Can a Neural Network Property Portfolio Selection Process Outperform the Property Market?

Journal of Real Estate Portfolio Management, May-Aug 2005 by Ellis, Craig, Wilson, Patrick J

Forecasting

Donaldson and Kamstra (1996) studied the outcome of combining forecasts of stock market volatility across a range of countries. These authors show that combining forecasts with nonlinear neural networks produces forecasts that routinely dominate forecasts from traditional linear techniques such as moving average variance and GARCH models.

In an interesting experiment, Hill, O'Connor and Remus (1996) compared the outcomes from the original Makridakis forecasting competition (Makridakis et al., 1982) with the outcomes using a neural network on 'level ground' (i.e., the experiment was conducted as if the authors were part of the original competition). The neural network was found to perform significantly better than traditional time series methods when forecasting with monthly and quarterly data, and was comparable with annual data. The authors suggested that the crucial reason for the superior performance was the ability of neural networks to better cope with discontinuities.

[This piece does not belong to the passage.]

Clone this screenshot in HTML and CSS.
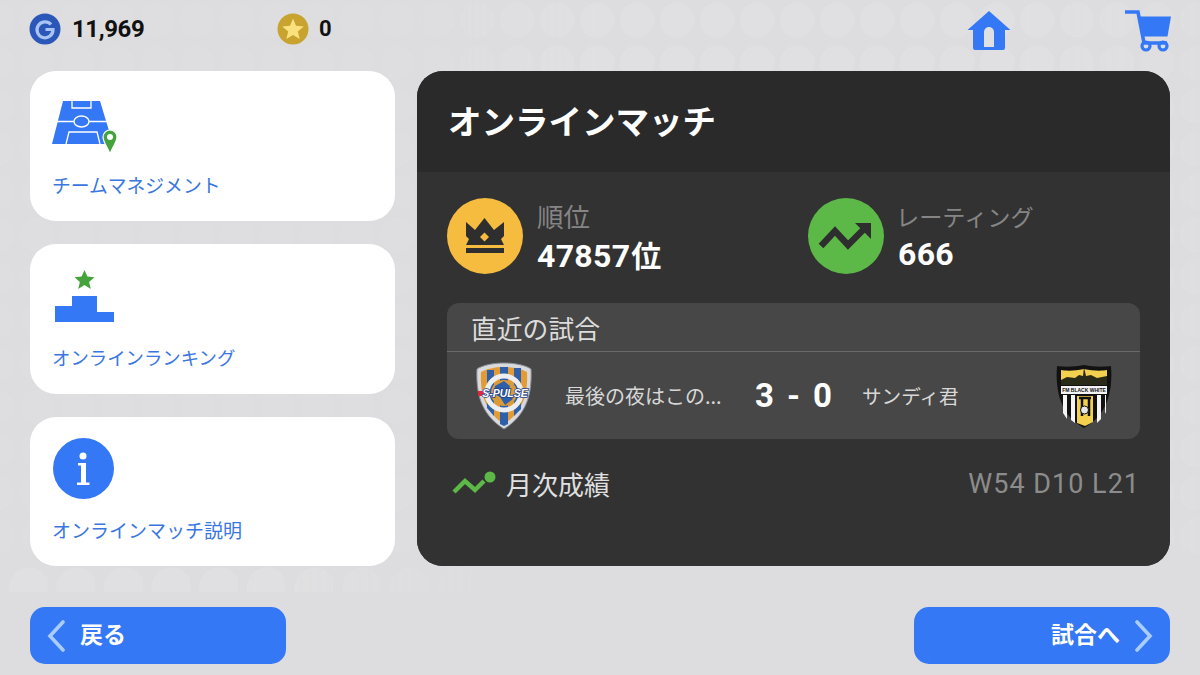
FILE: index.html
```html
<!DOCTYPE html>
<html lang="ja">
<head>
<meta charset="utf-8">
<title>オンラインマッチ</title>
<link rel="stylesheet" href="styles.css">
</head>
<body>
<div class="page">
  <div class="dots"></div>
  <div class="dots-low"></div>
  <header class="topbar">
    <div class="currency gp">
      <svg class="coin" viewBox="0 0 32 32"><circle cx="16" cy="16" r="15.5" fill="#2b58b8"/><path d="M22 11.5A8 8 0 1 0 24 16.500H16.500" fill="none" stroke="#a9c3f2" stroke-width="3.200"/></svg>
      <span class="amount">11,969</span>
    </div>
    <div class="currency star">
      <svg class="coin" viewBox="0 0 32 32"><circle cx="16" cy="16" r="15.500" fill="#c8a32f"/><path d="M16 5.500l3 7.300 7.800.6-6 5 1.900 7.600L16 21.900l-6.700 4.100 1.900-7.600-6-5 7.800-.6z" fill="#fbe07f"/></svg>
      <span class="amount">0</span>
    </div>
    <nav class="topicons">
      <svg class="home" viewBox="0 0 44 40"><path d="M22 0L43.500 19H38V37a2 2 0 0 1-2 2H8a2 2 0 0 1-2-2V19H.5z" fill="#3478f6"/><path d="M17 36V21a5 5 0 0 1 10 0V36z" fill="#e0e0e2"/></svg>
      <svg class="cart" viewBox="0 0 48 42"><path d="M1 2H14L20 33H43" fill="none" stroke="#3478f6" stroke-width="3.600"/><path d="M14.500 6.500H47L43.500 26.500H18z" fill="#3478f6"/><circle cx="22" cy="36" r="4" fill="none" stroke="#3478f6" stroke-width="3.200"/><circle cx="39" cy="36" r="4" fill="none" stroke="#3478f6" stroke-width="3.200"/></svg>
    </nav>
  </header>

  <main class="content">
    <aside class="side">
      <a class="card">
        <svg class="icon-pitch" viewBox="0 0 66 54">
          <path d="M11 0H48L61 43H0z" fill="#3478f6"/>
          <g fill="none" stroke="#fff" stroke-width="1.300">
            <path d="M4 20.500H57"/>
            <path d="M20 0V7H39V0"/>
            <ellipse cx="29.500" cy="20.500" rx="7.500" ry="5.500" fill="#3478f6"/>
            <path d="M14 43L17 31H45L48 43"/>
          </g>
          <path d="M58 29a7 7 0 0 1 7 7c0 5-4 9-7 17-3-8-7-12-7-17a7 7 0 0 1 7-7z" fill="#45a23c" stroke="#fff" stroke-width="1.200"/>
          <circle cx="58" cy="36" r="3" fill="#fff"/>
        </svg>
        <span class="label label-first">チームマネジメント</span>
      </a>
      <a class="card">
        <svg class="icon-rank" viewBox="0 0 60 53">
          <path d="M29.500 0l2.900 6.600 7.100.6-5.400 4.700 1.700 7-6.300-3.900-6.300 3.900 1.700-7-5.400-4.700 7.100-.6z" fill="#45a23c"/>
          <path d="M0 36H17V26H42V42H59V52H0z" fill="#3478f6"/>
        </svg>
        <span class="label label-tight">オンラインランキング</span>
      </a>
      <a class="card">
        <svg class="icon-info" viewBox="0 0 61 61">
          <circle cx="30.500" cy="30.500" r="30.500" fill="#3478f6"/>
          <circle cx="30" cy="18" r="3.500" fill="#fff"/>
          <path d="M25 25H33V44.500H36.500V47H24V44.500H28V27.500H25z" fill="#fff"/>
        </svg>
        <span class="label label-wide">オンラインマッチ説明</span>
      </a>
    </aside>

    <section class="panel">
      <h1 class="panel-title">オンラインマッチ</h1>
      <div class="panel-body">
        <div class="stats">
          <div class="stat">
            <svg class="stat-icon" viewBox="0 0 76 76">
              <circle cx="38" cy="38" r="38" fill="#f5bc3f"/>
              <path d="M19 24L28 32L37.500 20L47 32L57 24V38L54 41L57 47H19L22 41L19 38z" fill="#2e2e2e"/>
              <path d="M37.500 34.500l4.500 4.500-4.500 4.500-4.500-4.500z" fill="#f5bc3f"/>
              <rect x="19" y="50" width="38" height="5" fill="#2e2e2e"/>
            </svg>
            <div class="stat-text">
              <div class="stat-label stat-label-wide">順位</div>
              <div class="stat-value">47857<span class="unit">位</span></div>
            </div>
          </div>
          <div class="stat">
            <svg class="stat-icon" viewBox="0 0 76 76">
              <circle cx="38" cy="38" r="38" fill="#5cb947"/>
              <path d="M13 48L27 33L40 47L57 30" fill="none" stroke="#2e2e2e" stroke-width="6.500"/>
              <path d="M47 25H63V41z" fill="#2e2e2e"/>
            </svg>
            <div class="stat-text">
              <div class="stat-label stat-label-kana">レーティング</div>
              <div class="stat-value">666</div>
            </div>
          </div>
        </div>

        <div class="recent">
          <div class="recent-head">直近の試合</div>
          <div class="recent-row">
            <svg class="crest crest-a" viewBox="0 0 56 68">
              <path d="M28 1C38 1 49 3 55 7C56 30 52 52 28 67C4 52 0 30 1 7C7 3 18 1 28 1z" fill="#d8dadd" stroke="#8b8f94"/>
              <path d="M28 5C37 5 46 7 51 10C52 30 48 49 28 62C8 49 4 30 5 10C10 7 19 5 28 5z" fill="#e39b35"/>
              <path d="M11 8h7v46l-7-8zM24 5h8v57l-4 2-4-2zM38 6h7v41l-7 7z" fill="#2f5fa8"/>
              <circle cx="28" cy="31" r="17" fill="none" stroke="#eceef0" stroke-width="5"/>
              <circle cx="28" cy="31" r="13" fill="#d99a3c"/>
              <path d="M19 24l9-5 6 5-2 8 5 5-8 6-5-8-6-3z" fill="#2f5fa8"/>
              <rect x="2" y="29" width="6" height="5" fill="#e0263a"/>
              <text x="29" y="35" class="crest-text-a">S-PULSE</text>
            </svg>
            <span class="team team-home">最後の夜はこの...</span>
            <span class="score"><span>3</span><span>-</span><span>0</span></span>
            <span class="team team-away">サンディ君</span>
            <svg class="crest crest-b" viewBox="0 0 56 64">
              <path d="M28 1C38 3 48 3 55 2C57 30 50 52 28 64C6 52-1 30 1 2C8 3 18 3 28 1z" fill="#111"/>
              <path d="M28 5C37 7 46 7 51 6V21H5V6C10 7 19 7 28 5z" fill="#f3d04e"/>
              <path d="M5 16l6-3 8 1 4-3 4 1 1-9 2 9 5-1 6 3 10-2v9H5z" fill="#2a2a18"/>
              <rect x="5" y="22" width="46" height="8" fill="#f4f4f4"/>
              <text x="28" y="28.200" class="crest-text-b">FM BLACK WHITE</text>
              <path d="M7 31h4v24l-4-6zM15 31h4v28l-4-3zM41 31h4v24l-4 4zM49 31h1v17l-1 2z" fill="#f4f4f4"/>
              <path d="M21 32h16v26l-8 4-8-3z" fill="#f3d04e"/>
              <path d="M23 34h12M26 34v18M33 34v18" stroke="#111" stroke-width="2.500" fill="none"/>
              <circle cx="28.500" cy="46" r="4" fill="#e8e8e8" stroke="#111"/>
            </svg>
          </div>
        </div>

        <div class="monthly">
          <div class="monthly-left">
            <svg class="monthly-icon" viewBox="0 0 44 24">
              <path d="M2 21L13 10L23 19L32 10" fill="none" stroke="#5cb947" stroke-width="4.500"/>
              <circle cx="38" cy="6" r="5.500" fill="#5cb947"/>
            </svg>
            <span>月次成績</span>
          </div>
          <div class="record">W54 D10 L21</div>
        </div>
      </div>
    </section>
  </main>

  <footer class="actions">
    <a class="btn btn-back">
      <svg class="chev" viewBox="0 0 18 32"><path d="M16 2L3 16L16 30" fill="none" stroke="#a9ccfb" stroke-width="3.600" stroke-linecap="round"/></svg>
      <span class="btn-text">戻る</span>
    </a>
    <a class="btn btn-next">
      <span class="btn-text">試合へ</span>
      <svg class="chev" viewBox="0 0 18 32"><path d="M2 2L15 16L2 30" fill="none" stroke="#a9ccfb" stroke-width="3.600" stroke-linecap="round"/></svg>
    </a>
  </footer>
</div>
</body>
</html>
```

FILE: styles.css
```css
* { box-sizing: border-box; }
html, body { margin: 0; padding: 0; }
body {
  width: 1200px;
  height: 675px;
  overflow: hidden;
  background: #dddde0;
  font-family: "Noto Sans CJK JP", "Noto Sans", sans-serif;
}
.page {
  position: relative;
  width: 1200px;
  height: 675px;
  display: flex;
  flex-direction: column;
  padding: 0 30px;
}
.dots {
  position: absolute;
  left: 0;
  top: 0;
  width: 1200px;
  height: 560px;
  background-image: radial-gradient(circle at 20px 20px, #e0e0e2 17px, rgba(224,224,226,0) 18px);
  background-size: 40px 43px;
  background-position: 17px 0;
  -webkit-mask-image: linear-gradient(90deg, rgba(0,0,0,.3) 0, rgba(0,0,0,.3) 35%, #000 50%, #000 85%, rgba(0,0,0,.5) 100%);
  mask-image: linear-gradient(90deg, rgba(0,0,0,.3) 0, rgba(0,0,0,.3) 35%, #000 50%, #000 85%, rgba(0,0,0,.5) 100%);
}
.dots-low {
  position: absolute;
  left: 0;
  top: 560px;
  width: 1200px;
  height: 32px;
  background-image: radial-gradient(circle at 29px 28px, #e0e0e2 20px, rgba(224,224,226,0) 21px);
  background-size: 47.600px 47.600px;
  -webkit-mask-image: linear-gradient(90deg, #000 0, #000 20%, rgba(0,0,0,.2) 40%, rgba(0,0,0,.2) 100%);
  mask-image: linear-gradient(90deg, #000 0, #000 20%, rgba(0,0,0,.2) 40%, rgba(0,0,0,.2) 100%);
}
.topbar {
  position: relative;
  height: 71px;
  flex: none;
  display: flex;
  align-items: flex-start;
  padding-top: 13px;
}
.currency { display: flex; align-items: center; height: 32px; }
.currency.gp { width: 247px; }
.coin { width: 32px; height: 32px; margin-right: 11px; flex: none; }
.gp .coin { margin-left: -1px; }
.star .coin { margin-right: 10px; }
.amount {
  font-family: Roboto, sans-serif;
  font-weight: 700;
  font-size: 24px;
  line-height: 32px;
  letter-spacing: -.4px;
  color: #111;
}
.star .amount { font-size: 22px; }
.topicons {
  margin-left: auto;
  margin-right: -2px;
  display: flex;
  align-items: flex-start;
  gap: 113px;
}
.home { width: 44px; height: 40px; margin-top: -2px; }
.cart { width: 48px; height: 42px; margin-top: -3px; }

.content {
  position: relative;
  display: flex;
  gap: 22px;
  height: 495px;
  flex: none;
}
.side {
  width: 365px;
  flex: none;
  display: flex;
  flex-direction: column;
  gap: 23px;
}
.card {
  height: 150px;
  flex: none;
  background: #fff;
  border-radius: 26px;
  padding: 0 22px;
  display: flex;
  flex-direction: column;
  justify-content: flex-start;
  position: relative;
}
.card:last-child { height: 149px; }
.label {
  color: #3a76e0;
  font-size: 18.800px;
  line-height: 28px;
  white-space: nowrap;
  position: absolute;
  left: 22px;
  bottom: 22px;
}
.label-tight { font-size: 18.400px; bottom: 23px; }
.label-wide { font-size: 19px; }
.icon-pitch { width: 66px; height: 54px; margin-top: 30px; }
.icon-rank { width: 60px; height: 53px; margin-top: 26px; margin-left: 3px; }
.icon-info { width: 61px; height: 61px; margin-top: 21px; margin-left: 1px; }

.panel {
  flex: 1;
  background: #323232;
  border-radius: 26px;
  overflow: hidden;
  display: flex;
  flex-direction: column;
}
.panel-title {
  margin: 0;
  height: 101px;
  flex: none;
  background: #2a2a2a;
  color: #fff;
  font-size: 33.500px;
  font-weight: 700;
  line-height: 97px;
  padding-left: 31px;
}
.panel-body {
  flex: 1;
  background: #323232;
  padding: 26px 30px 0;
  display: flex;
  flex-direction: column;
}
.stats { display: flex; height: 76px; }
.stat { display: flex; width: 361px; flex: none; }
.stat-icon { width: 76px; height: 76px; flex: none; margin-right: 14px; }
.stat-text { display: flex; flex-direction: column; }
.stat-label {
  color: #858585;
  font-size: 23.200px;
  line-height: 36px;
}
.stat-label-wide { font-size: 26.500px; }
.stat-label-kana { margin-left: -2px; }
.stat-value {
  color: #fff;
  font-family: Roboto, "Noto Sans CJK JP", sans-serif;
  font-weight: 700;
  font-size: 32px;
  line-height: 40px;
  letter-spacing: .3px;
}
.unit { font-family: "Noto Sans CJK JP", sans-serif; font-size: 30px; margin-left: 1px; }

.recent {
  margin-top: 29px;
  height: 136px;
  width: 693px;
  background: #474747;
  border-radius: 12px;
  flex: none;
}
.recent-head {
  height: 49px;
  border-bottom: 1px solid #6a6a6a;
  color: #dcdcdc;
  font-size: 25.800px;
  line-height: 50px;
  padding-left: 24px;
}
.recent-row {
  height: 87px;
  display: flex;
  align-items: center;
  position: relative;
  padding-left: 29px;
}
.crest-a { width: 56px; height: 68px; flex: none; }
.crest-b { width: 56px; height: 64px; flex: none; margin-left: auto; margin-right: 28px; }
.team { color: #d8d8d8; font-size: 19.600px; white-space: nowrap; line-height: 28px; }
.team-home { margin-left: 33px; width: 172px; flex: none; font-size: 20px; }
.team-away { margin-left: 25px; }
.score {
  width: 82px;
  flex: none;
  display: flex;
  justify-content: space-between;
  padding: 0 5px 0 0;
  margin-left: 18px;
  color: #fff;
  font-family: Roboto, sans-serif;
  font-weight: 700;
  font-size: 33px;
  line-height: 40px;
}
.crest-text-a { font-family: "Liberation Sans", sans-serif; font-size: 10.500px; font-weight: 700; fill: #fff; stroke: #1d3f86; stroke-width: 1.500px; paint-order: stroke; text-anchor: middle; font-style: italic; }
.crest-text-b { font-family: "Liberation Sans", sans-serif; font-size: 5px; font-weight: 700; fill: #111; text-anchor: middle; }

.monthly {
  margin-top: 22px;
  display: flex;
  align-items: center;
  justify-content: space-between;
  width: 693px;
  height: 44px;
}
.monthly-left {
  display: flex;
  align-items: center;
  color: #e0e0e0;
  font-size: 26px;
  padding-left: 5px;
}
.monthly-icon { width: 44px; height: 24px; margin-right: 10px; }
.record {
  color: #8c8c8c;
  font-family: Roboto, sans-serif;
  font-size: 27px;
  letter-spacing: 1px;
  padding-top: 1px;
}

.actions {
  position: relative;
  display: flex;
  justify-content: space-between;
  margin-top: 41px;
}
.btn {
  width: 256px;
  height: 57px;
  background: #3478f6;
  border-radius: 15px;
  color: #fff;
  font-size: 23px;
  font-weight: 700;
  display: flex;
  align-items: center;
}
.btn-text { padding-bottom: 5px; }
.btn-back { padding-left: 17px; gap: 15px; }
.btn-next { justify-content: flex-end; padding-right: 17px; gap: 15px; }
.chev { width: 18px; height: 32px; flex: none; }
```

In a study of the efficacy of neural networks in predicting returns on stock and bond indices, Desai and Bharati (1998) found that the neural network forecasts were conditionally efficient with respect to linear regression models for large stocks and corporate bonds, but there was no significant difference for small stocks and intermediate-term government bonds. In a study with mixed results, Narain and Narain (2002) compared stock market predictions using a multivariate statistical (MVS) model and a neural network. These authors found that the MVS model was able to predict the S&P 500 and NASDAQ indices just as well as the ANN, while the ANN model was able to predict the DJIA better than the MVS.

Walczak (2001) considered the question of the optimum amount of data to train a network model for financial forecasting. The author examined three common exchange rates: dollar/pound, dollar/mark and dollar/yen. He found that neural networks trained on a larger training set have a worse forecasting performance. Yu (1999) used a three-layer, backpropagation network in a comparison of the forecasting performance of a neural network and a conventional ARIMA model and found the neural network outperformed the ARIMA model in forecasts of the Nikkei Stock Index futures. Similarly, Kanas (2001) used a three-layer network in a forecast comparison with a conventional linear model. There were six neurons in the hidden layer of the neural network while the linear model used lagged percentage change in trading volume and lagged percentage change in dividends to predict stock returns for the Dow Jones and the FTSE. Kanas found that the neural network forecasts were preferable to the linear model in that the network could explain the forecast errors of the linear model, but not vice-versa. This indicated that the inclusion of nonlinear terms in the functional relationship between returns and explanatory factors is important in forecasting.

Research Methodology

The objectives of the research in this study are twofold. First, the performance of neural networks and their ability to identify 'value' stocks is examined from the set of all property sector stocks (individual property trusts) listed on the Australian Stock Exchange (ASX). Once identified, an evaluation of the performance of portfolios comprised of property sector value stocks versus the set of all property sector stocks is conducted. Portfolio performance relative to the market index is measured by the Sharpe ratio (Sharpe, 1966) for risk-adjusted returns, and the Sortino procedure (Sortino and Forsey, 1996; and Sortino, Miller and Messina, 1997) for adjusting returns on a downside risk basis.